→ **SET PROBLEM**
Check each line of the material below for "components", then copy the ones that contain it.

→ **GIVEN INFORMATION**
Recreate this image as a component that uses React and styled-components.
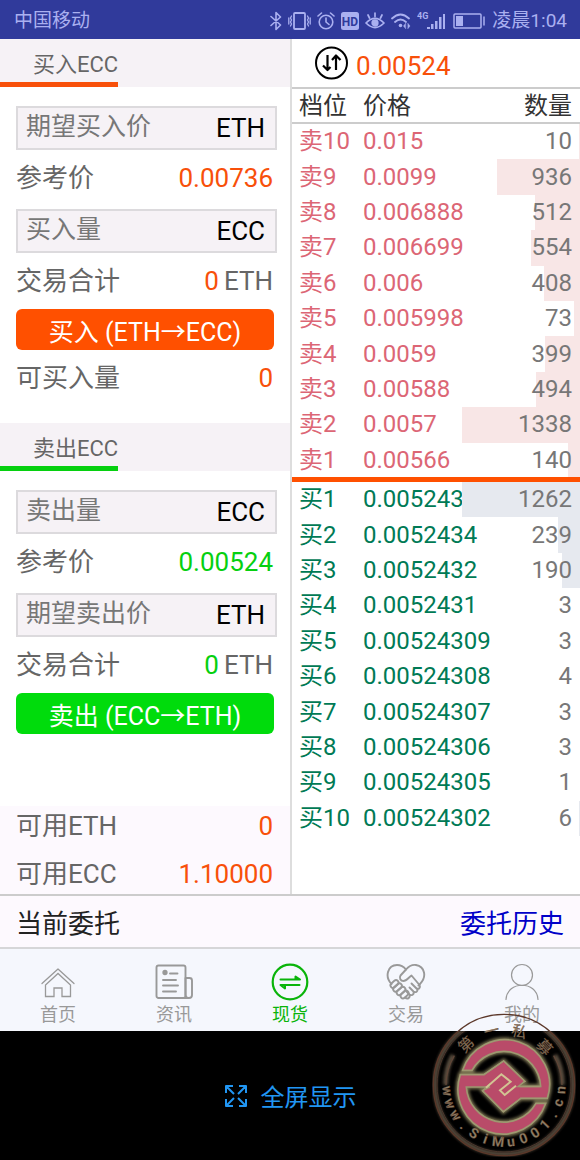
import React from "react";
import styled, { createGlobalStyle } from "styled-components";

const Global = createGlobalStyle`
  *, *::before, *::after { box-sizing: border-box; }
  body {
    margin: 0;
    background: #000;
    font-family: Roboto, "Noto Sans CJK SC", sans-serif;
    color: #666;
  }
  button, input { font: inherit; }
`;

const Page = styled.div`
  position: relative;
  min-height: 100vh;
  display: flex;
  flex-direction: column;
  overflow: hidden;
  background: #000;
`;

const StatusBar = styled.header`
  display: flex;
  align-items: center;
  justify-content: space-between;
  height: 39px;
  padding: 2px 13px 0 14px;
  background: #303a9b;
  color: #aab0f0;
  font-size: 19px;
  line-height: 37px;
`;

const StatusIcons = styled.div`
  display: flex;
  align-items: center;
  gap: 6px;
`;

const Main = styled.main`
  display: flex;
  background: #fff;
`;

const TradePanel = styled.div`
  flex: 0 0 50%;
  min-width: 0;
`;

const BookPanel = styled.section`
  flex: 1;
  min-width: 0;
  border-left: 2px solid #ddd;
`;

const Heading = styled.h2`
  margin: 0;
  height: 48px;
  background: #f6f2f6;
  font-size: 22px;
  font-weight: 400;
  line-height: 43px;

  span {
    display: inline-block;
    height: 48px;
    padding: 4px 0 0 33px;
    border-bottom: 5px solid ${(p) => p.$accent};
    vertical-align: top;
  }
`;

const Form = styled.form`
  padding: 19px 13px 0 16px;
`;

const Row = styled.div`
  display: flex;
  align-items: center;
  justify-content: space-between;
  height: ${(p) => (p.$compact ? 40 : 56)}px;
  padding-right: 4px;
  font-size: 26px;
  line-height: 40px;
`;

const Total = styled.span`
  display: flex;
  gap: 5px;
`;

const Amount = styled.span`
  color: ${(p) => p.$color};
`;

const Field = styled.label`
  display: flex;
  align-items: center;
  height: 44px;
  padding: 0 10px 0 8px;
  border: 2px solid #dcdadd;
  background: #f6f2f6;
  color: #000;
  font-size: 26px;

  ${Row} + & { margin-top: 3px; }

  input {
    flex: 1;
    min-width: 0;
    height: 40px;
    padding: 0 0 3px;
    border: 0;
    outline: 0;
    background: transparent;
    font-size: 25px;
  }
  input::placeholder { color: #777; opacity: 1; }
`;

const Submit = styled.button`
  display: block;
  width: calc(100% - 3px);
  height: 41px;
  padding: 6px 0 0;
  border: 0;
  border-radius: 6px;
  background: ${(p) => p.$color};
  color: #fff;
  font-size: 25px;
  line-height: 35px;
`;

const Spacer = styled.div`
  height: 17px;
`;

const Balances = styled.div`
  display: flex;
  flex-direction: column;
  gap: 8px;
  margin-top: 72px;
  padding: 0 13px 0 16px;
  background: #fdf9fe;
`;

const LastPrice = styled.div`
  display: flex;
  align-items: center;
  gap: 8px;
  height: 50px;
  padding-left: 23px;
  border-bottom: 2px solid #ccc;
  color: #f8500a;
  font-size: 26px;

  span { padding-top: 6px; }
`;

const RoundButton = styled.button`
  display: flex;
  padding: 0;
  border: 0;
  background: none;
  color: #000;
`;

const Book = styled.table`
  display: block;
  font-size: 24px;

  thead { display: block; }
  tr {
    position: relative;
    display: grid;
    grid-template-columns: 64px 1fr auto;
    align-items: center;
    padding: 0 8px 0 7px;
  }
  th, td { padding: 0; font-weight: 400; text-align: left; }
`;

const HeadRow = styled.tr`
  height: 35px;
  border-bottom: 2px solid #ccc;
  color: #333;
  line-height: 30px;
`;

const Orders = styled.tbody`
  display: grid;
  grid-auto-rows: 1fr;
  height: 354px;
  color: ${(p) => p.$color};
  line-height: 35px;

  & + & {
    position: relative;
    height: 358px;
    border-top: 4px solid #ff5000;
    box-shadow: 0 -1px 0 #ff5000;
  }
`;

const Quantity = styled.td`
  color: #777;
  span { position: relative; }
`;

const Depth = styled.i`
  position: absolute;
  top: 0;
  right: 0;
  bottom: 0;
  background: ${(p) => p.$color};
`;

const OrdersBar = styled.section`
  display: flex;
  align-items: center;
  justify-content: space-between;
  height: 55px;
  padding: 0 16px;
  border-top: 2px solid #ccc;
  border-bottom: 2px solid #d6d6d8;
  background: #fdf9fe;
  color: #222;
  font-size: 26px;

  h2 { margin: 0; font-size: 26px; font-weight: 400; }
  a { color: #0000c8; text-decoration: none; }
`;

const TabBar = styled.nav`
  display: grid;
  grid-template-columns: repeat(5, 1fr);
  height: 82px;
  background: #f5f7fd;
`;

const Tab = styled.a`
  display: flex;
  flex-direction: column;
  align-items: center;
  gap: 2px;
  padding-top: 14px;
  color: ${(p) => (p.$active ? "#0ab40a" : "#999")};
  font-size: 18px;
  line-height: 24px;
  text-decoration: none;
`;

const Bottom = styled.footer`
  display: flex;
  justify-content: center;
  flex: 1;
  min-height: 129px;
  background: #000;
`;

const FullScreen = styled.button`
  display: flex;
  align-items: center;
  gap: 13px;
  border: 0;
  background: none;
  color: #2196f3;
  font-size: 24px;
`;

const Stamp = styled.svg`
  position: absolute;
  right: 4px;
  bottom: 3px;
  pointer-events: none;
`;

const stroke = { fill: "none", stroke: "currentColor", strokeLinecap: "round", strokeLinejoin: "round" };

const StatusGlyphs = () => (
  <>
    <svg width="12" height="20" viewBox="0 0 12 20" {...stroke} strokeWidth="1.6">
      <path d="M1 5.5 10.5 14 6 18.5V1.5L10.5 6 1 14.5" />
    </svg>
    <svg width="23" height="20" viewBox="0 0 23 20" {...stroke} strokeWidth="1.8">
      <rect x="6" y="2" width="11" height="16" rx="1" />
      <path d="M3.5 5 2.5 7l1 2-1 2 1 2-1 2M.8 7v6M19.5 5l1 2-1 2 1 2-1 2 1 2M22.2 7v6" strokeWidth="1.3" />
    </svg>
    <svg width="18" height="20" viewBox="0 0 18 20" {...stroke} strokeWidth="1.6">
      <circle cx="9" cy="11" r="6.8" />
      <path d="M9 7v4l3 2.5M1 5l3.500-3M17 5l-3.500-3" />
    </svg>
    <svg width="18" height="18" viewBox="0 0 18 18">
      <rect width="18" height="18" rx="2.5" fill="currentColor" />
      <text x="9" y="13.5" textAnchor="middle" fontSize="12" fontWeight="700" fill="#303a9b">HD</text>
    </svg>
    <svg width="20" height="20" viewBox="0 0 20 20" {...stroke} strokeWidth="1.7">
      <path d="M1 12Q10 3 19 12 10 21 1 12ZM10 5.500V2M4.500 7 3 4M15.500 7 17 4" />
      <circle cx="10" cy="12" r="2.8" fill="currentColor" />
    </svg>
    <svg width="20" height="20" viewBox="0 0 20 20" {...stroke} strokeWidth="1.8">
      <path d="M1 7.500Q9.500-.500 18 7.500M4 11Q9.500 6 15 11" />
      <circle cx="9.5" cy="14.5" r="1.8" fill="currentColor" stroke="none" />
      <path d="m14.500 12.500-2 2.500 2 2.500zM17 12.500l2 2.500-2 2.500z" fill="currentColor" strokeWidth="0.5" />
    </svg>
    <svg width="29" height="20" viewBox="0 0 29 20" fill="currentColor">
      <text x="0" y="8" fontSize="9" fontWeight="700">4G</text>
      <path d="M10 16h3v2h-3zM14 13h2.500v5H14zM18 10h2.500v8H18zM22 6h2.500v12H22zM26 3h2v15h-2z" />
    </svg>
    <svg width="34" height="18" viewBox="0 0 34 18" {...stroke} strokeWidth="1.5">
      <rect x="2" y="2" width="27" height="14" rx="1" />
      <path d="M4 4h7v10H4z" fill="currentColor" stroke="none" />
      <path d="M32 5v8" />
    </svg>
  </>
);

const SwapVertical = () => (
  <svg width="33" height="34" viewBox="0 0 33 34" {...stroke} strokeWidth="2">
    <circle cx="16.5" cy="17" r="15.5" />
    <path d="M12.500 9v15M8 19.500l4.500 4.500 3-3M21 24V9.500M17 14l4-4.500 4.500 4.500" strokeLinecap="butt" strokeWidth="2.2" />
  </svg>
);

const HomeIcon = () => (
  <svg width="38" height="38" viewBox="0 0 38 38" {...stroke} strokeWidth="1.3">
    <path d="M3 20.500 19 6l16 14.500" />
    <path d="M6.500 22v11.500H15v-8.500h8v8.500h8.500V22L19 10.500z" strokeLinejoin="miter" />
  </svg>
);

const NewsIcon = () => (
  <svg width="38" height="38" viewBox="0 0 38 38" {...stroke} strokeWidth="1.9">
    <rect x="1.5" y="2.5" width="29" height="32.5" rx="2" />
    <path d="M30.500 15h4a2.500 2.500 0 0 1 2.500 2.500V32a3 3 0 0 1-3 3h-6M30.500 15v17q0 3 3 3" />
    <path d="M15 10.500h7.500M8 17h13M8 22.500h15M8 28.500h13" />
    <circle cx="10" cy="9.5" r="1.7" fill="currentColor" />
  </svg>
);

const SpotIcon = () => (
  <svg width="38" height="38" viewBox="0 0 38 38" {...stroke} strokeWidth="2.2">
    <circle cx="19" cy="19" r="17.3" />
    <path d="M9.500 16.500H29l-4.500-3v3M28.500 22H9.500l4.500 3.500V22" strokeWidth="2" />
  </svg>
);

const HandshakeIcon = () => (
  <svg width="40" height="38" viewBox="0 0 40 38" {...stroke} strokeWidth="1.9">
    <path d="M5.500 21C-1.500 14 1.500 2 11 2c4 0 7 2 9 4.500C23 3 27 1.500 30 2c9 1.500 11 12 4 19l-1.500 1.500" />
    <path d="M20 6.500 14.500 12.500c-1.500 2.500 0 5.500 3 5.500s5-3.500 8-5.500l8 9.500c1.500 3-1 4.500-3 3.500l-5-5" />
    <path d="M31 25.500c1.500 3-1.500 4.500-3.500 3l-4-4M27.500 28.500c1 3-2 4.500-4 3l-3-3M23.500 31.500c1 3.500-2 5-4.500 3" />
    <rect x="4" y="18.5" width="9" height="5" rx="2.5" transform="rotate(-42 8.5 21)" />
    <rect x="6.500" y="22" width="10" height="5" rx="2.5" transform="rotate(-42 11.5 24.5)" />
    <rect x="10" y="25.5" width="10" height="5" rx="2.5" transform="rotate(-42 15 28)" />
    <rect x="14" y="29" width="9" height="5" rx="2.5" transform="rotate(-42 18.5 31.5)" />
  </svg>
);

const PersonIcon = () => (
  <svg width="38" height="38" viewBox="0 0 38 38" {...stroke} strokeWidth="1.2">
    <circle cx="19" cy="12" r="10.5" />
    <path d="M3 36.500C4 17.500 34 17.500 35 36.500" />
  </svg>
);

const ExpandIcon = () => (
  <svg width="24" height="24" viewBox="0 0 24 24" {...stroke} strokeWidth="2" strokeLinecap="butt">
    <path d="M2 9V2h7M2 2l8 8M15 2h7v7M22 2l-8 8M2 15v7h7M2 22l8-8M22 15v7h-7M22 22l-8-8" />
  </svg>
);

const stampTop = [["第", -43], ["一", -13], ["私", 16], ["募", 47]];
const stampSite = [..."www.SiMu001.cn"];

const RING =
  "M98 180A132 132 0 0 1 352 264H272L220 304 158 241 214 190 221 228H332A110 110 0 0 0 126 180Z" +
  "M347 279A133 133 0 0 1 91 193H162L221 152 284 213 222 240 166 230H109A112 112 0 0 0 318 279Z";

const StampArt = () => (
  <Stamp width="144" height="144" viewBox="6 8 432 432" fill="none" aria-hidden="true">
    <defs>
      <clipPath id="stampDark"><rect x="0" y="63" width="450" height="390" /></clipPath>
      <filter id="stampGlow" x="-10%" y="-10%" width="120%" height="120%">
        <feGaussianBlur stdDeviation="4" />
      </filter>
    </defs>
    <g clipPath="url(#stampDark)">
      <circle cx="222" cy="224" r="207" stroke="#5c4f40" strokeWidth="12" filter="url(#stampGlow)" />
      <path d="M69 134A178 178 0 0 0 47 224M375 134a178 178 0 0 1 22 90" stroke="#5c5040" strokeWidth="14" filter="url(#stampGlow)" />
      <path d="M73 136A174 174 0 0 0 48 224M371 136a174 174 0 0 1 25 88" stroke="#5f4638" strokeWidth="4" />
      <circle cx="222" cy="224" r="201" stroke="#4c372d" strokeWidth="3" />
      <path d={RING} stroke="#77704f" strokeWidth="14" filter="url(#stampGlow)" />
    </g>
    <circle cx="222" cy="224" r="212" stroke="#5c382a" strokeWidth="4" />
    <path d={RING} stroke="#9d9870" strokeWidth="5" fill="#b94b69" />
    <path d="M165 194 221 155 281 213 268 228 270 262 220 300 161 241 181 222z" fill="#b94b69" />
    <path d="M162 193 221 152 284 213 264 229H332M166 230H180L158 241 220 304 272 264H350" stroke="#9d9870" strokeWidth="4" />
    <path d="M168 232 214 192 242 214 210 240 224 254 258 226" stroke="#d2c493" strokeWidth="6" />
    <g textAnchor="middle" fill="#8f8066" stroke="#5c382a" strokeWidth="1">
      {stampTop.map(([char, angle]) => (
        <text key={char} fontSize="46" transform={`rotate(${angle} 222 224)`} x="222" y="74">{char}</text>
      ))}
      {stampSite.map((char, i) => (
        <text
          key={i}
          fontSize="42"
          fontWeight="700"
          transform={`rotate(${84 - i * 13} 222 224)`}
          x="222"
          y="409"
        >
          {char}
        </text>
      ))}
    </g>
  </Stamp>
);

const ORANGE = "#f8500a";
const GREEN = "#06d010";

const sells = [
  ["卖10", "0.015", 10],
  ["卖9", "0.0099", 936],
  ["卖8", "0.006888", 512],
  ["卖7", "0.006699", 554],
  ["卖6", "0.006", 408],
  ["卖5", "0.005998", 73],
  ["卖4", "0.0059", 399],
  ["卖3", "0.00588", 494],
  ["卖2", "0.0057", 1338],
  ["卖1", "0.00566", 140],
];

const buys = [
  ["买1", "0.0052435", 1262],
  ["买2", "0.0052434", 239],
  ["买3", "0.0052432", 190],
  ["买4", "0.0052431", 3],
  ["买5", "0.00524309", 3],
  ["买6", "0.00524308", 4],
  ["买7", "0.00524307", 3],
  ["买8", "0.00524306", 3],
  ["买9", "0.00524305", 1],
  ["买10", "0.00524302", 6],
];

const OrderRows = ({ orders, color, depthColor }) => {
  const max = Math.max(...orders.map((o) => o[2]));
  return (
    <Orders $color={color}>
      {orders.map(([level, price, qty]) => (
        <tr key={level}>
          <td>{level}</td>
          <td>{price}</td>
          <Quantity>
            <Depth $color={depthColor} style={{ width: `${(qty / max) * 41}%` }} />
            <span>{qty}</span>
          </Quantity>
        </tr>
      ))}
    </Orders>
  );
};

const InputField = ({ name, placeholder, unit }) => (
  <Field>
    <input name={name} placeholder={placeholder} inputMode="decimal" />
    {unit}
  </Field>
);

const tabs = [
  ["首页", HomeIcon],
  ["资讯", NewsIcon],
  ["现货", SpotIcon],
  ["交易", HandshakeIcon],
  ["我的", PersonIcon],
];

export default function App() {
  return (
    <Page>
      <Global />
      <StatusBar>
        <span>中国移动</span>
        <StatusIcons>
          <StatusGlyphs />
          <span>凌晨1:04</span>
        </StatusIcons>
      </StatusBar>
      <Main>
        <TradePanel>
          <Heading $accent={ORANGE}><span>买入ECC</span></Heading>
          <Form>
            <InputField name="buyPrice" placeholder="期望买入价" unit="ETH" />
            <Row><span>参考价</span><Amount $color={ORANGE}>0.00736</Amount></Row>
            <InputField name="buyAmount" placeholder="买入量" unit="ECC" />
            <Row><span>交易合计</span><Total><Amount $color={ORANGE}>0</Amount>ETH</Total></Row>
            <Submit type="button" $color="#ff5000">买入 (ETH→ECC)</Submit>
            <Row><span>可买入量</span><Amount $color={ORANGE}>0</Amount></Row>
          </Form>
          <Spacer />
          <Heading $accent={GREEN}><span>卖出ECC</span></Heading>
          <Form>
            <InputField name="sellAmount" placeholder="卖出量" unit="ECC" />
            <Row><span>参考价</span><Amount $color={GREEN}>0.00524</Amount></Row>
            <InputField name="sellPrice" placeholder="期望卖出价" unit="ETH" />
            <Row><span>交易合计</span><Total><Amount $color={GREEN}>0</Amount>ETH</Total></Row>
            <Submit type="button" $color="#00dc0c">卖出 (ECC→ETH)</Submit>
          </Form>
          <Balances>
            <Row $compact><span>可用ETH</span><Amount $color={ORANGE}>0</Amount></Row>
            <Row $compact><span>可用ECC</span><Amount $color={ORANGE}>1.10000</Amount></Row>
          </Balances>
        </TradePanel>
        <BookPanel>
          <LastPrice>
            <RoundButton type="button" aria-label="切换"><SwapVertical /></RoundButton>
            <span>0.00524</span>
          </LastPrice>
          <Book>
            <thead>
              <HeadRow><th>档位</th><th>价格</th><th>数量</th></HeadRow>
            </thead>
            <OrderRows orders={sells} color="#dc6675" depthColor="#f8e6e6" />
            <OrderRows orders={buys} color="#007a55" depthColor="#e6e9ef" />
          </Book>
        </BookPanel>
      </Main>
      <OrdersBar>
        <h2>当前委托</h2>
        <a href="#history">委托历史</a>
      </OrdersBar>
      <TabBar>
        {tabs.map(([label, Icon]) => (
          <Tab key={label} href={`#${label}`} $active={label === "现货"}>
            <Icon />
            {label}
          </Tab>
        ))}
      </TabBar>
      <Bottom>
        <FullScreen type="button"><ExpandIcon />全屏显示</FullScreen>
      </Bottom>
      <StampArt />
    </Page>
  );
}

→ **RESPONSE TO THIS EXERCISE**
Recreate this image as a component that uses React and styled-components.
import styled, { createGlobalStyle } from "styled-components";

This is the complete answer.